Lance Roberts of Real Investment Advice recently penned an article titled “Signs Of Excess: Crowding & Innovation” where he talks of investors’ emotions or greed and fear driving the invention, and their adoption, of new ways or products to get rich quick, outside of traditional sound financial advice.  The charts below map out the last 2 crashes and the one yet to happen.  Each, he argues, was driven by a mix of new promises that didn’t turn out so well…

We share a link to this article below but simplistically:

The dot.com bubble – this bull market was initially driven by mutual funds replacing stock brokers.  Mutual funds got addicted to the fees and would never consider selling.  We then had on line trading when every investor became an expert.  No need for an advisor and just “point and click your way to wealth”.  Don’t forget too that the dot.com internet phenomenon was considered a new paradigm and so “its different this time”… nope.

Next was the GFC – clearly the internet didn’t make life in shares ‘different’ and many lost 80% in that crash.  So let’s pile into the safe haven of real estate… what could possibly go wrong?  As we all know the new ‘products’ driving the bubble to 2007 were the commencement of ETF’s and no end of real estate vehicles made to ride that real estate wave including REIT’s and of course the now famous (subprime) mortgage backed securities.  Again, ETF’s and Property don’t need those ‘expensive’ advisors to pick shares for you and property ‘never goes down’.  Needless to say this period saw gold and silver enjoy one of their biggest bull markets as enough people saw through the scam.

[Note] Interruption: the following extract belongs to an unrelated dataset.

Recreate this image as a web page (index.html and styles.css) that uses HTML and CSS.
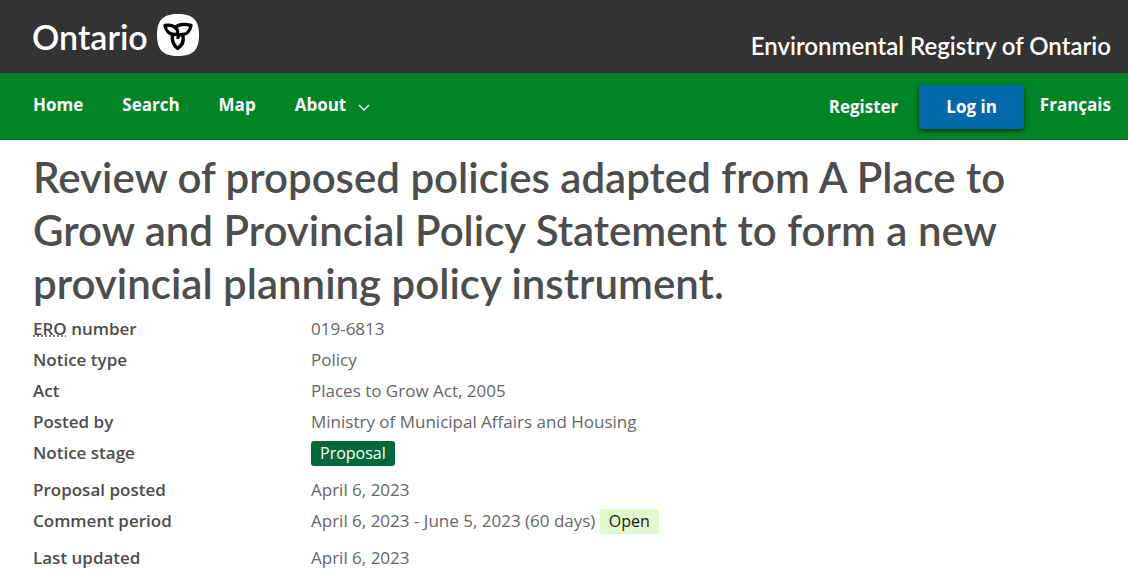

Now it’s the Everything Bubble – spurred along by QE (Quantitative Easing) and ZIRP (zero interest rate policy) the market was flushed with freshly printed cash and forced into yielding assets as the bank and bonds no longer gave you a return.  ETF’s became prolific and Passive Investments platforms (just blindly trading indices via a managed fund) and so called Robo Advisors got the public away from the now detested Wall Street / financial advisor types who walked away scot free after the GFC where they left the mum and dads holding the bag before the crash.